My recent post about War and Peace in Face Book's Russian Literature Appreciation Group got very good reactions, and someone requested a few passages so I followed up with this detailed analysis.
So happy about all the interest generated by my War and Peace
post. Someone has asked me to quote a passage. I have chosen a few passages
from Book VIII, chapter XX, titled: ‘Pierre at the Rostovs’. My apologies if
the post got to be a bit long.
In this chapter, Natasha who has been very ill has
recovered enough to take up her singing,
and she realises that Pierre loves her. This is a very crowded novel and many
other things are happening, too, but what happens in this chapter is so
significant.
Why’s that? In a 1352 page novel, it takes 734 pages before
Tolstoi gives us some indication that
what we so eagerly want to happen, that Pierre Bezhukhov and Natasha Rostova
should fall in love with each other. But it’s never as simple as that with
Tolstoi. A few pages earlier, in chapter XIX, we are told in the title that the
intellectually honest but spiritually tormented Pierre faces a life-changing
moment -- ‘Pierre’s relation to life altered by his feeling for Natasha.’
But that still doesn’t quite amount to love. It’s
exasperating. Tolstoi keeps us guessing, and waiting. He’s telling us that life
flows, but at its own pace, with ebb and
flow. The result is dramatic tension. He doesn’t fall back on the cheap
literary devices used by the blockbuster writers. This is why I find this book
hard to put down.
Of course, there is the question if everyone wants the
clumsy, somewhat indolent and overweight Pierre to be Natasha’s husband. Having
rooted for the dashing Prince Andrei at first, I eventually settled for Pierre
Bezhukov. Clumsy as he might be, I decided he was capable of loving her deeply
and taking care of her.
Now let’s see how Natasha reacts to Pierre. This is like time
travel. Love is eternal, but our perceptions change. This is not the place for
a long analysis, but just look at how Tolstoi describes Pierre’s meeting with
Natasha at the Rostov’s in Chapter XX, Book VIII. She’s practicing her singing
exercises in the music room. I’m quoting randomly:
“’Count, is it wrong of me to sing?’ she said, fixing her
eyes inquiringly on him.
‘No, why should it be? On the contrary….But why do you ask
me?’
‘I don’t know myself’ Natasha answered quickly, “But I should
not like to do anything you disapproved of. I believe in you completely. You
don’t know how important you are to me, how much you’ve done for me…’ she spoke
rapidly and did not notice how Pierre flushed at these words.”

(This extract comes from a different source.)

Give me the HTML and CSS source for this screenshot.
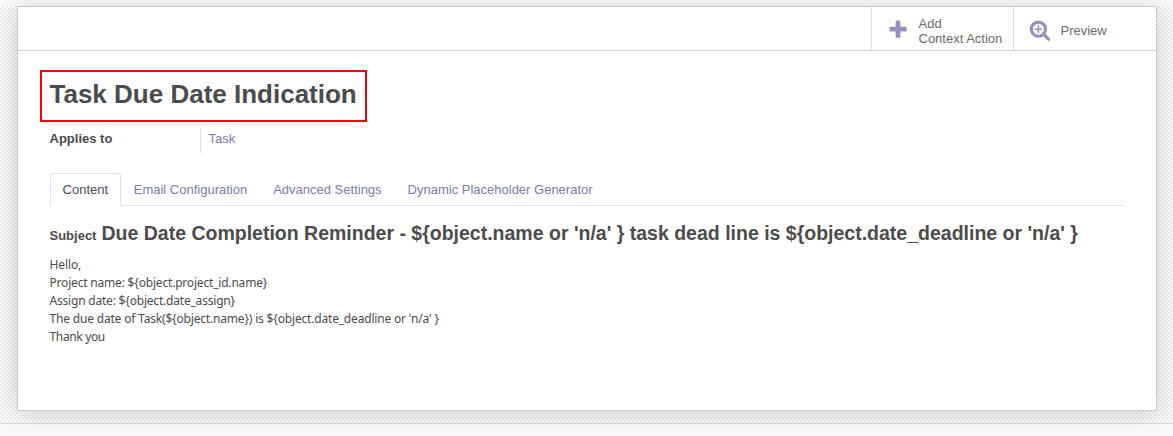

This is not a modern woman. It’s very 19th
century. Yet, we continue read and become very touched by these emotions. But
let’s look at Pierre’s reactions to her words.
“By association of ideas Pierre was carried back to the day
when, trying to comfort her, he had said that if he were not himself but the
best man in the world and free, he would ask on his knees for his hand; and the
same feeling of pity, tenderness and love took possession of him and the same
words rose to his lips. But she did not
give him time to say them.”
That’s not a modern man, either. There isn’t a trace of macho
there. This isn’t the time to debate where our modern macho culture started. I
personally think the movies (mainly Hollywood, sorry) are responsible for this,
with the Westerns and thrillers (conversely, when the men are so tough, the
women have to be tough, too). Even Orson Welles in Citizen Cane isn’t macho. He
is humbled by love. Today, every country’s movie industry runs on macho heroes
(and heroines). If you go French cinema, Indian cinema or Italian cinema up to
the 60s, the heroes weren’t macho. Even in detective fiction, let’s not forget
that Sherlock Holmes and Hercule Poirot aren’t macho characters. Martin Cruz
Smith is a modern thriller writer who uses this point very effectively. His
character, investigator Arkady Renko of the Moscow militia, is the very
antithesis of the macho stereotype. Renko is modelled out of Tolstoi, Chekhov
and Turgeniev.
The point is that young people take their cues from the
movies more than books. If we had a generation whose libido was fashioned by
books such as War and Peace, love relationships would be quite different. In today’s
context, no novelist would dare give the
following lines to a female character: “Yes, you…you…” she said, (to Pierre)
uttering the word you rapturously,
“that’s a different thing. I know no one kinder, more generous, or better than
you; nobody could be! Had you not been there then, and now too, I don’t know
what would have become of me, because…”
Anyone who writes like this nowadays won’t find a publisher.
But this is precisely why I love reading classical Russian literature.